What do you think of my latest proposition: Anyone taking aspirin once a day will live forever. Is that a reasonable claim. Are you tempted to challenge my claim? If I say that those that believe in a god will get eternal life, that is not challenged.

If I say that I died three days ago but came back to life today, people will challenge me on that claim. Yet someone is said to have died but three days later came back to life. Upon resurrecting from the dead this chap then flew up into outer space without a space suit and without using a rocket. If I claim that I can fly into space by holding onto a firework, people will doubt that claim. They may ask me to prove it. If I ask them to prove their religious claims they will hide behind a wall of obfuscation.

Religious people make wild claims. Incredible claims that have no scientific credibility, claims that defy physics and defy all sensible rationality. We are supposed to respect those claims though. Why? Simply because they are items of faith and belief.

How can one claim that someone at the age of 500 had children? This is just one of hundreds of wild unfeasible ridiculous claims laid out in religious texts. People that believe in the veracity of these texts make lots of excuses, possibly saying that things in their belief system are not always to be taken literally. How convenient. They choose which claims are absolute and literal, and which are not.

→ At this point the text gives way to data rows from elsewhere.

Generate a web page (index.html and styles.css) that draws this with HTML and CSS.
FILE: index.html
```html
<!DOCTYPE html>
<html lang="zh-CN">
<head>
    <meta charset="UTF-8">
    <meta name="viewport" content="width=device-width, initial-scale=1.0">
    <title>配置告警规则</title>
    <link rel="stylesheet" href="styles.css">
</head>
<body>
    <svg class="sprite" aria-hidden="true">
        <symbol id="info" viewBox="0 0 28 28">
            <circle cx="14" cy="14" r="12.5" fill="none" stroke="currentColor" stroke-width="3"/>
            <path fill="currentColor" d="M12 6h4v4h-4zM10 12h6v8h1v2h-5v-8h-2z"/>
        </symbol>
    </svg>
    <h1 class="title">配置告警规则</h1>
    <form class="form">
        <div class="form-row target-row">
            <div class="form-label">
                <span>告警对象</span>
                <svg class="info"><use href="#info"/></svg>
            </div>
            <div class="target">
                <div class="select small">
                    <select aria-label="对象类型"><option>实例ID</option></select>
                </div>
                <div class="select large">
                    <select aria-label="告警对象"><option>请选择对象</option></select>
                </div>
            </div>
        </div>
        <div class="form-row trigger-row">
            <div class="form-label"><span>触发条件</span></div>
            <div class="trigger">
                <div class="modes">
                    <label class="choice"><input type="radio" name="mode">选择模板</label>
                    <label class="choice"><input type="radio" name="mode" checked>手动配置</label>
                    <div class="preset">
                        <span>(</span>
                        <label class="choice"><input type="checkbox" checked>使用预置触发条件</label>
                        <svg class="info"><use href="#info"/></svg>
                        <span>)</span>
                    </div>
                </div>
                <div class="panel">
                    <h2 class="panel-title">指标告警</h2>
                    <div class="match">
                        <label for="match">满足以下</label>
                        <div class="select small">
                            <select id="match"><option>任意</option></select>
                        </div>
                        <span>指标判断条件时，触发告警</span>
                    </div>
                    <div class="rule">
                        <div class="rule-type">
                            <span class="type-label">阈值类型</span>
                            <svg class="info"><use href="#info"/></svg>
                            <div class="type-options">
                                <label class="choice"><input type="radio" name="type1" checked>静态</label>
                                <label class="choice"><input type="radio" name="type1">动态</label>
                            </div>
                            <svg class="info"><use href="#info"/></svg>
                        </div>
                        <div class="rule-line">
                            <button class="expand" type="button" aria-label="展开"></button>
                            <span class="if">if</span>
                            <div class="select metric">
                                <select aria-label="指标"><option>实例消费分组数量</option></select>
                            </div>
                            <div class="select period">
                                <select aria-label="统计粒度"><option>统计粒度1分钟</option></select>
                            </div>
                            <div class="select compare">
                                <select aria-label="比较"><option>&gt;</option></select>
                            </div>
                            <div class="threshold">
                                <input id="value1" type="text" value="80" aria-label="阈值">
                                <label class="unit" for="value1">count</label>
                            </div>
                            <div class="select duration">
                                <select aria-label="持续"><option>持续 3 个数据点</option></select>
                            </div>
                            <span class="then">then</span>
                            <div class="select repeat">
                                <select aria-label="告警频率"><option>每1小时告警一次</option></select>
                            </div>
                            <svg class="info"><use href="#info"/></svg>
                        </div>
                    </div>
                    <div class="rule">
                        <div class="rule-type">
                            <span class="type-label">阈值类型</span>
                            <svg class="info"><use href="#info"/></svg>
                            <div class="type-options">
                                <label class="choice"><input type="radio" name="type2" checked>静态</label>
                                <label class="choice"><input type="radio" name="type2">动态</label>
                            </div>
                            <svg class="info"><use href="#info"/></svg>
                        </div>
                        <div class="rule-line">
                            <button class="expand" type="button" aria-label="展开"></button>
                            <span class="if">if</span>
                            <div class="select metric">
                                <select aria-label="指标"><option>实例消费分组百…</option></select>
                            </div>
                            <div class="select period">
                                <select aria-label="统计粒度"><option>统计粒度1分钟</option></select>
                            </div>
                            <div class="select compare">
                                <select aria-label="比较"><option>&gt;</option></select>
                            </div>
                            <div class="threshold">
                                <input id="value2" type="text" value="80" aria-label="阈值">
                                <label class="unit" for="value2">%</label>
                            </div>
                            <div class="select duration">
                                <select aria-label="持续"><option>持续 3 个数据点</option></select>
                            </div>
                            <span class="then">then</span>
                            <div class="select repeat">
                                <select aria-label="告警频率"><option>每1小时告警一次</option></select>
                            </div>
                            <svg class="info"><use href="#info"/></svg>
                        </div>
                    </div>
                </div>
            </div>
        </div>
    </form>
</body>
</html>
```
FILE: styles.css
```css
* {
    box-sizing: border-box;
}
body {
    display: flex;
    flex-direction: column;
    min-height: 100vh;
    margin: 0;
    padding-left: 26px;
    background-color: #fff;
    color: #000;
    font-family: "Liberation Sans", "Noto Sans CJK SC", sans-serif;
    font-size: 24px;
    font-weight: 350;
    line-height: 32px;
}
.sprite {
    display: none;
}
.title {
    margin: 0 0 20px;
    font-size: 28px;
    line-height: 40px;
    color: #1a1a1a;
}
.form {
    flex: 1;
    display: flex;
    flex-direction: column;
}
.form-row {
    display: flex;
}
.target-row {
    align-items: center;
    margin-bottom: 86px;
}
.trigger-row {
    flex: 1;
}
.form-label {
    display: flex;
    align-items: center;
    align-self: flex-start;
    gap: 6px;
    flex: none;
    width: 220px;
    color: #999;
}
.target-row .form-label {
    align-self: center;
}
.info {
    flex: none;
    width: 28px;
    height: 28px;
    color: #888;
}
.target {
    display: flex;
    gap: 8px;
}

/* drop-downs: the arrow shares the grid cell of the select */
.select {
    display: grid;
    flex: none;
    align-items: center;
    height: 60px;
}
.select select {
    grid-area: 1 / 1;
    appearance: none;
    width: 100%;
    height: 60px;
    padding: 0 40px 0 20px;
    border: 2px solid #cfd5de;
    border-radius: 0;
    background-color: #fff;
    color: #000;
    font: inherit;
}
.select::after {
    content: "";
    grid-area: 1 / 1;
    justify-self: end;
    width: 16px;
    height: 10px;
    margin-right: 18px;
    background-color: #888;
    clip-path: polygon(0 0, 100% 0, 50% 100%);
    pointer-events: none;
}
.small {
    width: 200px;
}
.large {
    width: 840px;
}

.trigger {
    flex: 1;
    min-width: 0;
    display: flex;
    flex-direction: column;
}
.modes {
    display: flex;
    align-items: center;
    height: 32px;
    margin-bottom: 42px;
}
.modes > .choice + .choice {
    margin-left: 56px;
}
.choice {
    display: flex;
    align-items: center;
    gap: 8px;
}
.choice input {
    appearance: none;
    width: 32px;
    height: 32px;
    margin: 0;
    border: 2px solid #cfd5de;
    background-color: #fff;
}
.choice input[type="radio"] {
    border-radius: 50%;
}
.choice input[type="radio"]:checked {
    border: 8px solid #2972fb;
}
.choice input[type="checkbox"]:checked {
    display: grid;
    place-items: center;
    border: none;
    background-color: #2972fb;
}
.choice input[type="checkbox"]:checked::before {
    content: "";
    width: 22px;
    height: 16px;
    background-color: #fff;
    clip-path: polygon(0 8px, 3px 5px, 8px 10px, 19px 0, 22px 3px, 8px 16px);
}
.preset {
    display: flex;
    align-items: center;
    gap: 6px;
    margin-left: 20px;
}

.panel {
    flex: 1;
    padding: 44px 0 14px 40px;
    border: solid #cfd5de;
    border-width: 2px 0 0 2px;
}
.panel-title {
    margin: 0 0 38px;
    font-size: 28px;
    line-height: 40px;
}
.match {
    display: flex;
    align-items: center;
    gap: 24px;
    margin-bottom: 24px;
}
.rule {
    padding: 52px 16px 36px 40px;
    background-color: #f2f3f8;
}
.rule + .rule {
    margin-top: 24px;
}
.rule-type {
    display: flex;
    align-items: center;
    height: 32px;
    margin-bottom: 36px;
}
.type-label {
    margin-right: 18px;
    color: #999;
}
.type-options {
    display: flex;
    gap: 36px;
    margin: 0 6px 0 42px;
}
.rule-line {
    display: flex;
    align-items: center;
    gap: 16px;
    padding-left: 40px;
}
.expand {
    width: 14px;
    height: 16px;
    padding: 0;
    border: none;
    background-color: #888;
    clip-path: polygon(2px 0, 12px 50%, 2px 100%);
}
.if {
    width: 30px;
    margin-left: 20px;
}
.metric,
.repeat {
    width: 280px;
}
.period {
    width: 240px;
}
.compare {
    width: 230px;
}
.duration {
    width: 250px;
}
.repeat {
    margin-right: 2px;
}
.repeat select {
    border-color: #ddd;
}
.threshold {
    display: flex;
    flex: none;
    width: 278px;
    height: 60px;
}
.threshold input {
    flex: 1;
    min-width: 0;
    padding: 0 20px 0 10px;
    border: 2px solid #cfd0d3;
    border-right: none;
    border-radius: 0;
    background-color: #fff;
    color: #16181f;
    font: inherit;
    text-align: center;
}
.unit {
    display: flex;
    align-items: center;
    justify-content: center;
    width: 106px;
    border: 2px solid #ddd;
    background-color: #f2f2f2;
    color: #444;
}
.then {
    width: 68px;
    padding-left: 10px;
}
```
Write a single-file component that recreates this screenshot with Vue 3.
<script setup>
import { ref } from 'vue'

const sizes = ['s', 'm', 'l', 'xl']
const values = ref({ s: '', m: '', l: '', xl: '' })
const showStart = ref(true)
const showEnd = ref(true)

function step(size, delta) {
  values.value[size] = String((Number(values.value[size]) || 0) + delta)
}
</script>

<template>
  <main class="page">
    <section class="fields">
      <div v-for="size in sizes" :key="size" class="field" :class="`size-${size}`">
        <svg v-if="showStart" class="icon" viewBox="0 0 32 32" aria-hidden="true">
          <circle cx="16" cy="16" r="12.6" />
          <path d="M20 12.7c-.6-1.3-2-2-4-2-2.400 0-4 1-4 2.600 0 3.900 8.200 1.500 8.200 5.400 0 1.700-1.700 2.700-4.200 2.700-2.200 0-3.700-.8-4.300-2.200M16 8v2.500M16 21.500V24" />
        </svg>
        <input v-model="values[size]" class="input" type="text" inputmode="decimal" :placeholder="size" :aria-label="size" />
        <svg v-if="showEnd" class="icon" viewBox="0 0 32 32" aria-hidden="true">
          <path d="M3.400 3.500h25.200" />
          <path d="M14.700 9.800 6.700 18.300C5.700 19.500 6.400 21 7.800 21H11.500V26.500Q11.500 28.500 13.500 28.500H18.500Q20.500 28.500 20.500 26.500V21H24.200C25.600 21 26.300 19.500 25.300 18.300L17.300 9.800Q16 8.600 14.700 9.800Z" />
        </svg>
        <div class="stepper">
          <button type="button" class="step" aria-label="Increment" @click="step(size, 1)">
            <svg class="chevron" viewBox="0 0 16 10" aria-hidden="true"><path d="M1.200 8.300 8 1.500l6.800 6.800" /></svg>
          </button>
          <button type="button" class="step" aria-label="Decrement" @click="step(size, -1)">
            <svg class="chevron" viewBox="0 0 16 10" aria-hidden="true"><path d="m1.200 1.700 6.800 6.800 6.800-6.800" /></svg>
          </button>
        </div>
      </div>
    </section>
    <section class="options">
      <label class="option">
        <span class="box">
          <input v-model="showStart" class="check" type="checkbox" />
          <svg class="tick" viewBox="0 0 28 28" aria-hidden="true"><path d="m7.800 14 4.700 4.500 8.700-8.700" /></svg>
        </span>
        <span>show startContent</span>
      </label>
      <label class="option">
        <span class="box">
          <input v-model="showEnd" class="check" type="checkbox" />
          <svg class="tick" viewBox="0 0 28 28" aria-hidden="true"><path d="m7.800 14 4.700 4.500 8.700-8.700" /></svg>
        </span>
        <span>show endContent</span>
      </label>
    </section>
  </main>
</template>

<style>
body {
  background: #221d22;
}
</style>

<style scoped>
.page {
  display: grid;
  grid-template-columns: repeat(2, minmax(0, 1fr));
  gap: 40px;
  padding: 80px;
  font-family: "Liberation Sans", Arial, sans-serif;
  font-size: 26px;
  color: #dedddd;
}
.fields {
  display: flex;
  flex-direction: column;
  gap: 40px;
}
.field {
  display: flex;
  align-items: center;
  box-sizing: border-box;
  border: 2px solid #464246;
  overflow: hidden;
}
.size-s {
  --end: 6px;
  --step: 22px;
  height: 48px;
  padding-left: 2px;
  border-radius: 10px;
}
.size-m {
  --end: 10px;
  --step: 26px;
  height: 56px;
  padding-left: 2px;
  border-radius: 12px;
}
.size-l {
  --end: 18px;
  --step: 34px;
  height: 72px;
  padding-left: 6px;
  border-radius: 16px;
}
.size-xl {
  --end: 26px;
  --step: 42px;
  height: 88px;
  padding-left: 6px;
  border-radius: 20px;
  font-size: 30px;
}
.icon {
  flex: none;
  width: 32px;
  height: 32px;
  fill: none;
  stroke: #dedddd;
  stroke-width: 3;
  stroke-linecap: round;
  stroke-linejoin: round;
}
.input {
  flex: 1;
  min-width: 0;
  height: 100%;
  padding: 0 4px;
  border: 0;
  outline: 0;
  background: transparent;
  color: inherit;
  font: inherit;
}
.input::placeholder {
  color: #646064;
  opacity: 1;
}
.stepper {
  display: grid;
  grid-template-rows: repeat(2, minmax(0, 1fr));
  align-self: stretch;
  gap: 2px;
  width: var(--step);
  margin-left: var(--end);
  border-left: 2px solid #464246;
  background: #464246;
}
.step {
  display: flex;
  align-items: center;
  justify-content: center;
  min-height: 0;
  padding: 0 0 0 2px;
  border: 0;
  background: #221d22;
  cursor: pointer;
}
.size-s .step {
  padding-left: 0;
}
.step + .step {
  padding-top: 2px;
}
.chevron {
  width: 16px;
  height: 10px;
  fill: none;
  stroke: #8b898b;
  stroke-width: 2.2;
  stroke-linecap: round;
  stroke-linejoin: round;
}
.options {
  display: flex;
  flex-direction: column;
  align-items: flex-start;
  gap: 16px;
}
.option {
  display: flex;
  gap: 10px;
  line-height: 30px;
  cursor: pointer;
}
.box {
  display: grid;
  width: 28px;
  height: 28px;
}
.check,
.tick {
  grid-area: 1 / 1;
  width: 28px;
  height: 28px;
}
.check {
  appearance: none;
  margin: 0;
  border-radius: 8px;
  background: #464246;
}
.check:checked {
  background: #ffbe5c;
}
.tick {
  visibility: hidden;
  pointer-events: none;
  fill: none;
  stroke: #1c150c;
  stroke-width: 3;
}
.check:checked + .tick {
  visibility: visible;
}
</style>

Religious people will challenge you if you make a wild claim. They will not respect your wild propositions so why should we respect their religious beliefs. All actions, philosophies, ideals, moral standpoints need a good argument to support them else they are torn down. The arguments supporting religious claims undergo little mainstream scrutiny simply because of the notion that challenging religious claims is not respectful.

Maybe we should challenge religious claims. Instead of respecting religious beliefs we ought to examine the plausibility of the claims being made. Claims should be widely debunked as would any outlandish scientific claim.